MRFs are a practical choice because they are in the business of marketing recyclable materials, Smith said. This ensures that recyclable materials do not end up in landfills, which can happen often with municipal collection.
“The MRFs’ primary source of business is marketing recyclable materials, and so it’s economically backwards for them to pay someone to throw it in the landfill,” he said. “Their business is to make money from this material, and they specialize in that.”
MRFs also have the advantage of being able to process materials that cannot always be recycled, such as plastic bags or Styrofoam.
Smith said municipal recycling services typically have a contamination rate of about 20 to 30 percent, based on his research and discussions with community members. That means 20 to 30 percent of material that is collected by recycling services is too dirty or does not fit the bill in some other way, and it goes to the landfill.
Meanwhile, Recyclops sees just 5 percent of the material it collects end up in landfills.
The company currently operates in about 40 cities or communities in Utah, Texas, Idaho, Colorado and Arizona, and Smith said he expects that number to more than double in the next year.
“We want to bring recycling to a million homes,” he said. “That’s a big goal for us.
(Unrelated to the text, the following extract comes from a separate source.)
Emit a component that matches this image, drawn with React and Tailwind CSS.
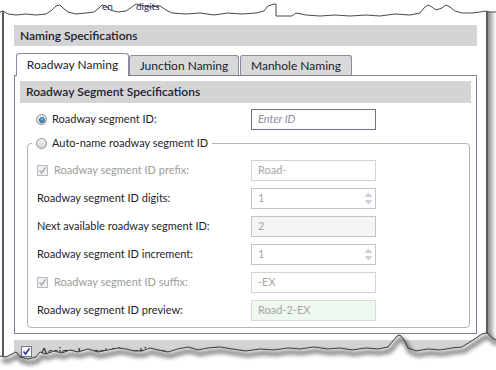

By bringing recycling to a million homes, we’ll be recycling tens of millions of pounds each month, and that’s obviously really exciting.”
Recyclops is about providing people something they want, he said, and having a national presence is part of that mission.
One hour of work per seven homes out of a million means nearly 143,000 hours of work in rural communities each month, Smith said.
“It’s good money, and that is a lot of hours to have in a community like this,” he said. “When you look at the economic impact of that, that’s $3.5 million that’s being put back into rural communities each month.”
The biggest thing that brings Recyclops to new communities is outreach from the communities themselves, Smith said.
“If you want recycling in your community, and you live in a rural community, the way to bring recycling there is to reach out to us, and we’ll come up with a plan together,” he said.